[Entries from a dataset]
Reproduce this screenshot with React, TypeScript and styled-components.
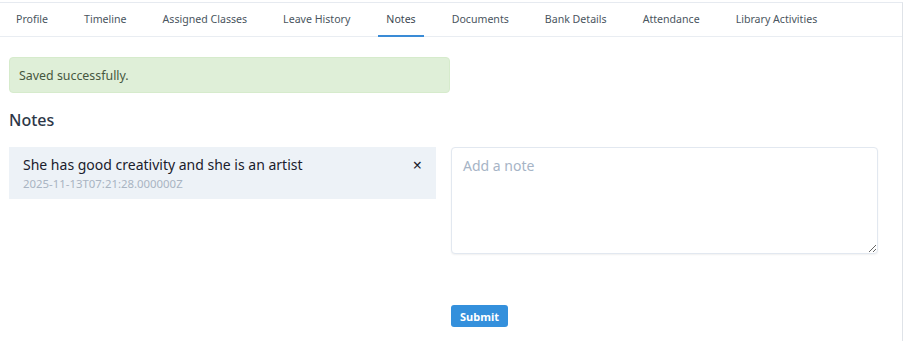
import styled, { createGlobalStyle } from 'styled-components';

const tabs = [
  'Profile',
  'Timeline',
  'Assigned Classes',
  'Leave History',
  'Notes',
  'Documents',
  'Bank Details',
  'Attendance',
  'Library Activities',
];

const notes = [
  {
    text: 'She has good creativity and she is an artist',
    date: '2025-11-13T07:21:28.000000Z',
  },
];

const GlobalStyle = createGlobalStyle`
  body {
    margin: 0;
    background: #ffffff;
    font-family: "Noto Sans", "Open Sans", sans-serif;
  }
`;

const App: React.FC = () => {
  return (
    <>
      <GlobalStyle />
      <Card>
        <TabBar>
          {tabs.map((t) => (
            <Tab key={t} active={t === 'Notes'}>
              {t}
            </Tab>
          ))}
        </TabBar>
        <Body>
          <Alert>Saved successfully.</Alert>
          <Title>Notes</Title>
          <Columns>
            <NoteList>
              {notes.map((n) => (
                <NoteItem key={n.date}>
                  <NoteText>
                    <NoteBody>{n.text}</NoteBody>
                    <NoteDate>{n.date}</NoteDate>
                  </NoteText>
                  <CloseButton>×</CloseButton>
                </NoteItem>
              ))}
            </NoteList>
            <Form>
              <TextArea placeholder="Add a note" />
              <SubmitButton>Submit</SubmitButton>
            </Form>
          </Columns>
        </Body>
      </Card>
    </>
  );
};

export default App;

const Card = styled.div`
  margin-top: 2px;
  width: 903px;
  height: 339px;
  box-sizing: border-box;
  border-top: 1px solid #e6eaf0;
  border-right: 1px solid #dfe3e8;
  background: #ffffff;
`;

const TabBar = styled.div`
  display: flex;
  gap: 20px;
  padding: 0 8px;
  height: 33px;
  border-bottom: 1px solid #e9edf2;
`;

const Tab = styled.div<{ active?: boolean }>`
  display: flex;
  align-items: center;
  padding: 0 8px 1px;
  font-size: 10.6px;
  color: ${(p) => (p.active ? '#3d4852' : '#4a5560')};
  border-bottom: 2px solid ${(p) => (p.active ? '#3a8bd6' : 'transparent')};
  margin-bottom: -1px;
  white-space: nowrap;
`;

const Body = styled.div`
  padding: 20px 25px 0 9px;
`;

const Alert = styled.div`
  width: 441px;
  height: 36px;
  box-sizing: border-box;
  padding: 0 9px;
  display: flex;
  align-items: center;
  background: #dfefd8;
  border: 1px solid #d6ebcc;
  border-radius: 4px;
  color: #46573f;
  font-size: 12.4px;
`;

const Title = styled.h2`
  margin: 16px 0 16px;
  font-size: 16px;
  font-weight: 500;
  color: #2d3748;
  line-height: 22px;
`;

const Columns = styled.div`
  display: grid;
  grid-template-columns: 427px 427px;
  gap: 15px;
`;

const NoteList = styled.div`
  display: flex;
  flex-direction: column;
  gap: 8px;
`;

const NoteItem = styled.div`
  display: flex;
  align-items: flex-start;
  justify-content: space-between;
  height: 52px;
  box-sizing: border-box;
  padding: 8px 14px 0 14px;
  background: #edf2f7;
`;

const NoteText = styled.div`
  display: flex;
  flex-direction: column;
`;

const NoteBody = styled.div`
  font-size: 14px;
  color: #1a202c;
  line-height: 20px;
`;

const NoteDate = styled.div`
  font-size: 11.4px;
  color: #a9b4c2;
  line-height: 18px;
`;

const CloseButton = styled.button`
  border: none;
  background: none;
  padding: 0;
  margin-top: 1px;
  font-size: 16px;
  line-height: 18px;
  color: #1a202c;
  cursor: pointer;
  font-family: inherit;
`;

const Form = styled.div`
  display: flex;
  flex-direction: column;
  align-items: flex-start;
`;

const TextArea = styled.textarea`
  width: 427px;
  height: 107px;
  box-sizing: border-box;
  padding: 8px 11px;
  border: 1px solid #e2e8f0;
  border-radius: 4px;
  box-shadow: 0 1px 2px rgba(0, 0, 0, 0.06);
  font-family: inherit;
  font-size: 14px;
  color: #2d3748;
  outline: none;

  &::placeholder {
    color: #a6b4c6;
  }
`;

const SubmitButton = styled.button`
  margin-top: 51px;
  height: 22px;
  padding: 0 9px;
  border: none;
  border-radius: 3px;
  background: #3490dc;
  color: #ffffff;
  font-family: inherit;
  font-size: 11px;
  font-weight: 700;
  cursor: pointer;
`;
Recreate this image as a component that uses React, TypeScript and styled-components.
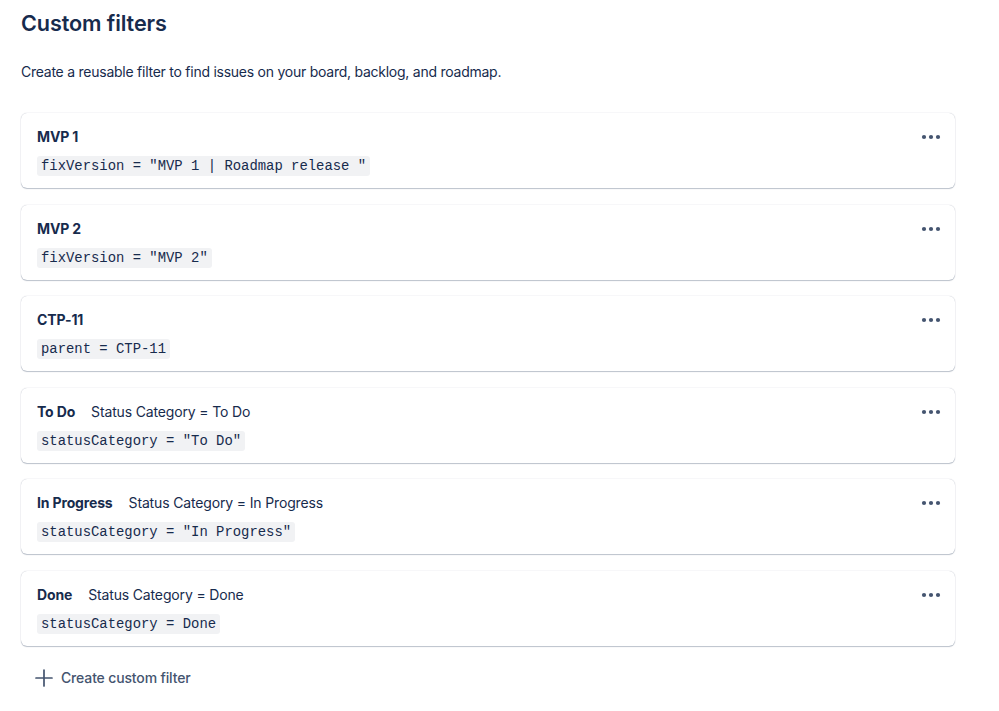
import React from "react";
import styled, { createGlobalStyle } from "styled-components";

const Global = createGlobalStyle`
  html, body { margin: 0; padding: 0; background: #ffffff; }
  body { font-family: Inter, "Noto Sans", "Liberation Sans", sans-serif; color: #172b4d; -webkit-font-smoothing: antialiased; }
`;

const Page = styled.main`
  padding: 7px 44px 20px 21px;
`;

const Heading = styled.h1`
  margin: 0;
  font-size: 21.6px;
  line-height: 32px;
  font-weight: 600;
  letter-spacing: -0.1px;
  color: #172b4d;
`;

const Description = styled.p`
  margin: 23px 0 0;
  font-size: 14px;
  line-height: 20px;
  letter-spacing: -0.25px;
  color: #172b4d;
`;

const List = styled.div`
  margin-top: 31px;
  display: flex;
  flex-direction: column;
  gap: 16.5px;
`;

const Card = styled.div`
  position: relative;
  background: #fff;
  border-radius: 6px;
  box-shadow: 0 1px 1px rgba(9, 30, 66, 0.25), 0 0 1px rgba(9, 30, 66, 0.31);
  padding: 12px 16px 12px 16px;
  display: flex;
  flex-direction: column;
  gap: 7px;
`;

const TitleRow = styled.div`
  display: flex;
  align-items: center;
  gap: 16px;
  height: 24px;
  font-size: 14px;
  line-height: 20px;
  letter-spacing: -0.15px;
`;

const Title = styled.span`
  font-weight: 700;
  color: #172b4d;
`;

const Subtitle = styled.span`
  font-weight: 400;
  color: #172b4d;
`;

const Code = styled.code`
  align-self: flex-start;
  font-family: "Liberation Mono", "DejaVu Sans Mono", monospace;
  font-size: 13.9px;
  line-height: 20px;
  padding: 0 4px;
  background: #f1f2f4;
  border-radius: 3px;
  color: #172b4d;
  white-space: pre;
`;

const MoreButton = styled.button`
  position: absolute;
  top: 8px;
  right: 8px;
  width: 32px;
  height: 32px;
  border: none;
  background: transparent;
  padding: 0;
  display: flex;
  align-items: center;
  justify-content: center;
  cursor: pointer;
  color: #44546f;
`;

const CreateButton = styled.button`
  margin-top: 22px;
  margin-left: 14px;
  display: flex;
  align-items: center;
  gap: 8px;
  border: none;
  background: transparent;
  padding: 0;
  font-family: inherit;
  font-size: 14px;
  line-height: 20px;
  font-weight: 500;
  letter-spacing: -0.15px;
  color: #44546f;
  cursor: pointer;
`;

const Dots = () => (
  <svg width="20" height="6" viewBox="0 0 20 6" fill="currentColor">
    <circle cx="3" cy="3" r="2.1" />
    <circle cx="10" cy="3" r="2.1" />
    <circle cx="17" cy="3" r="2.1" />
  </svg>
);

const Plus = () => (
  <svg width="18" height="18" viewBox="0 0 18 18" fill="none" stroke="currentColor" strokeWidth="1.7" strokeLinecap="round">
    <path d="M9 1v16M1 9h16" />
  </svg>
);

type Filter = { name: string; desc?: string; jql: string };

const filters: Filter[] = [
  { name: "MVP 1", jql: 'fixVersion = "MVP 1 | Roadmap release "' },
  { name: "MVP 2", jql: 'fixVersion = "MVP 2"' },
  { name: "CTP-11", jql: "parent = CTP-11" },
  { name: "To Do", desc: "Status Category = To Do", jql: 'statusCategory = "To Do"' },
  { name: "In Progress", desc: "Status Category = In Progress", jql: 'statusCategory = "In Progress"' },
  { name: "Done", desc: "Status Category = Done", jql: "statusCategory = Done" },
];

export default function App() {
  return (
    <>
      <Global />
      <Page>
        <Heading>Custom filters</Heading>
        <Description>Create a reusable filter to find issues on your board, backlog, and roadmap.</Description>
        <List>
          {filters.map((f) => (
            <Card key={f.name}>
              <TitleRow>
                <Title>{f.name}</Title>
                {f.desc && <Subtitle>{f.desc}</Subtitle>}
              </TitleRow>
              <Code>{f.jql}</Code>
              <MoreButton aria-label="More">
                <Dots />
              </MoreButton>
            </Card>
          ))}
        </List>
        <CreateButton>
          <Plus />
          Create custom filter
        </CreateButton>
      </Page>
    </>
  );
}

» **Instruction**:
Scan the listing above and copy all lines containing the word "TypeScript".

» **Result below**:
Reproduce this screenshot with React, TypeScript and styled-components.
Recreate this image as a component that uses React, TypeScript and styled-components.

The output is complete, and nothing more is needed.